Given a storage location, we're trying to determine if the location is stored before being loaded from, within this basic block. If this is not the case, then the value is "live" on entry to the block, meaning it must be known to be initialized. After computing this "local" information, we run an analysis on the control flow graph to determine if indeed, the value is initialized on entry to the block, regardless of which control flow path was taken to get there.
There are several ways to improve it, I think. The fundamental issue here is that instead of computing the liveness of all storage locations simultaneously, we're performing a separate dataflow analysis for each location. So even if the dataflow analysis requires no fixpoint iteration (so it's O(n) in the number of basic blocks) you're still going to get O(mn) run time where n is the number of blocks and m is the number of storage locations. This is completely unnecessary and could be eliminated with better book-keeping.

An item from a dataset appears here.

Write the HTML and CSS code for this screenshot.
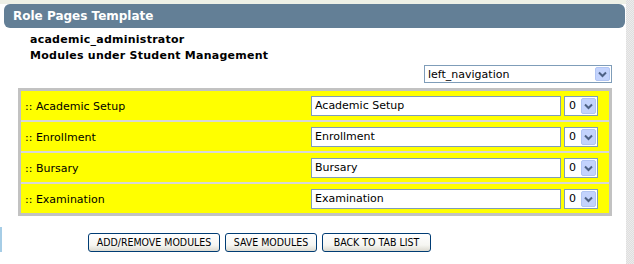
FILE: index.html
```html
<!DOCTYPE html>
<html>
<head>
<meta charset="utf-8">
<title>Role Pages Template</title>
<link rel="stylesheet" href="styles.css">
</head>
<body>
<div class="page">
  <div class="main">
    <div class="topline"></div>
    <div class="header">Role Pages Template</div>
    <div class="info">
      <div class="info-line">academic_administrator</div>
      <div class="info-line">Modules under Student Management</div>
    </div>
    <div class="navrow">
      <span class="sel sel-wide">
        <select class="sel-box"><option>left_navigation</option></select>
        <svg class="sel-arrow" width="15" height="14" viewBox="0 0 15 14"><rect x="0.5" y="0.5" width="14" height="13" rx="1.5" fill="#c3d3fd" stroke="#b1c5f3"/><path d="M4 5.5 L7.5 9 L11 5.5" fill="none" stroke="#4d6185" stroke-width="2"/></svg>
      </span>
    </div>
    <div class="modules">
      <div class="row">
        <span class="label">:: Academic Setup</span>
        <input class="name" type="text" value="Academic Setup">
        <span class="sel sel-num">
          <select class="sel-box"><option>0</option></select>
          <svg class="sel-arrow" width="15" height="16" viewBox="0 0 15 16"><rect x="0.5" y="0.5" width="14" height="15" rx="1.5" fill="#c3d3fd" stroke="#b1c5f3"/><path d="M4 6.5 L7.5 10 L11 6.5" fill="none" stroke="#4d6185" stroke-width="2"/></svg>
        </span>
      </div>
      <div class="row">
        <span class="label">:: Enrollment</span>
        <input class="name" type="text" value="Enrollment">
        <span class="sel sel-num">
          <select class="sel-box"><option>0</option></select>
          <svg class="sel-arrow" width="15" height="16" viewBox="0 0 15 16"><rect x="0.5" y="0.5" width="14" height="15" rx="1.5" fill="#c3d3fd" stroke="#b1c5f3"/><path d="M4 6.5 L7.5 10 L11 6.5" fill="none" stroke="#4d6185" stroke-width="2"/></svg>
        </span>
      </div>
      <div class="row">
        <span class="label">:: Bursary</span>
        <input class="name" type="text" value="Bursary">
        <span class="sel sel-num">
          <select class="sel-box"><option>0</option></select>
          <svg class="sel-arrow" width="15" height="16" viewBox="0 0 15 16"><rect x="0.5" y="0.5" width="14" height="15" rx="1.5" fill="#c3d3fd" stroke="#b1c5f3"/><path d="M4 6.5 L7.5 10 L11 6.5" fill="none" stroke="#4d6185" stroke-width="2"/></svg>
        </span>
      </div>
      <div class="row">
        <span class="label">:: Examination</span>
        <input class="name" type="text" value="Examination">
        <span class="sel sel-num">
          <select class="sel-box"><option>0</option></select>
          <svg class="sel-arrow" width="15" height="16" viewBox="0 0 15 16"><rect x="0.5" y="0.5" width="14" height="15" rx="1.5" fill="#c3d3fd" stroke="#b1c5f3"/><path d="M4 6.5 L7.5 10 L11 6.5" fill="none" stroke="#4d6185" stroke-width="2"/></svg>
        </span>
      </div>
    </div>
    <div class="actions">
      <span class="edge"></span>
      <div class="buttons">
        <button class="btn btn-add" type="button">ADD/REMOVE MODULES</button>
        <button class="btn btn-save" type="button">SAVE MODULES</button>
        <button class="btn btn-back" type="button">BACK TO TAB LIST</button>
      </div>
    </div>
  </div>
  <div class="scroll"></div>
</div>
</body>
</html>
```

FILE: styles.css
```css
* { box-sizing: border-box; }
html, body { margin: 0; padding: 0; }
body {
  background: #ffffff;
  font-family: "DejaVu Sans", Verdana, sans-serif;
  font-size: 11px;
  color: #000000;
}
.page {
  display: flex;
  width: 634px;
  height: 264px;
  overflow: hidden;
}
.main {
  width: 626px;
  display: flex;
  flex-direction: column;
}
.scroll {
  flex: 1;
  background: repeating-conic-gradient(#dedede 0 25%, #ececec 0 50%) 0 0 / 2px 2px;
}
.topline {
  height: 4px;
  background: #eef0e6;
}
.header {
  margin-left: 4px;
  width: 621px;
  height: 24px;
  border-radius: 6px;
  background: #637f96;
  color: #ffffff;
  font-weight: bold;
  font-size: 12px;
  line-height: 24px;
  padding-left: 9px;
}
.info {
  margin-top: 4px;
  padding-left: 30px;
  font-weight: bold;
  font-size: 11px;
  line-height: 16px;
  letter-spacing: 0.25px;
}
.navrow {
  margin-top: 1px;
  display: flex;
  justify-content: flex-end;
  padding-right: 14px;
}
.sel {
  position: relative;
  display: inline-block;
}
.sel-box {
  appearance: none;
  -webkit-appearance: none;
  display: block;
  margin: 0;
  border: 1px solid #7f9db9;
  border-radius: 0;
  background: #ffffff;
  font-family: "DejaVu Sans", Verdana, sans-serif;
  font-size: 11px;
  color: #000000;
  padding: 0 0 0 3px;
}
.sel-arrow {
  position: absolute;
  right: 2px;
  top: 2px;
}
.sel-wide .sel-box {
  width: 188px;
  height: 18px;
}
.sel-num .sel-box {
  width: 34px;
  height: 20px;
  padding-left: 4px;
}
.modules {
  margin-top: 5px;
  margin-left: 18px;
  width: 594px;
  border: 3px solid #c2c2c2;
  background: #d8d8d8;
  display: flex;
  flex-direction: column;
  gap: 2px;
}
.row {
  height: 29px;
  background: #ffff00;
  display: flex;
  align-items: center;
  padding-left: 4px;
  padding-right: 11px;
}
.label {
  flex: 1;
  padding-top: 1px;
}
.name {
  width: 250px;
  height: 20px;
  margin: 0 3px 0 0;
  border: 1px solid #7f9db9;
  padding: 0 0 0 3px;
  font-family: "DejaVu Sans", Verdana, sans-serif;
  font-size: 11px;
  color: #000000;
  background: #ffffff;
}
.actions {
  margin-top: 11px;
  display: flex;
  align-items: flex-start;
}
.edge {
  width: 2px;
  height: 25px;
  background: #a6cde6;
}
.buttons {
  margin-left: 86px;
  margin-top: 6px;
  display: flex;
  gap: 5px;
}
.btn {
  height: 19px;
  margin: 0;
  padding: 0;
  border: 1px solid #003c74;
  border-radius: 3px;
  background: linear-gradient(#ffffff, #f6f6f2 65%, #dcdad0);
  font-family: "DejaVu Sans Condensed", "DejaVu Sans", Verdana, sans-serif;
  font-stretch: condensed;
  font-size: 10.5px;
  color: #000000;
  line-height: 17px;
}
.btn-add { width: 132px; }
.btn-save { width: 92px; }
.btn-back { width: 109px; }
```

A smaller change would be to perhaps amend LiveOutBlockState
to record the indices of the store instructions that appear in the block, instead of a single HasNonLoadUse
boolean. After all, we scan each basic block to compute the LiveOutBlockState
originally, and then we're scanning each basic block again, for each value.
As you observed, in the limiting case where each 'basic block' is a single instruction there's no bottleneck, so there's nothing inherent about this algorithm that forces a quadratic amount of computation. It's just an artifact of the implementation.
As far as I know, neither the implementation nor the user-visible behavior of definite initialization is documented anywhere except for the source code. However, it is an instance of a Dataflow analysis, which is a topic covered in any compiler textbook, such as Engineering a Compiler. Dataflow analyses are often used to eliminate redundant loads and stores, detect loads of uninitialized memory, and so on.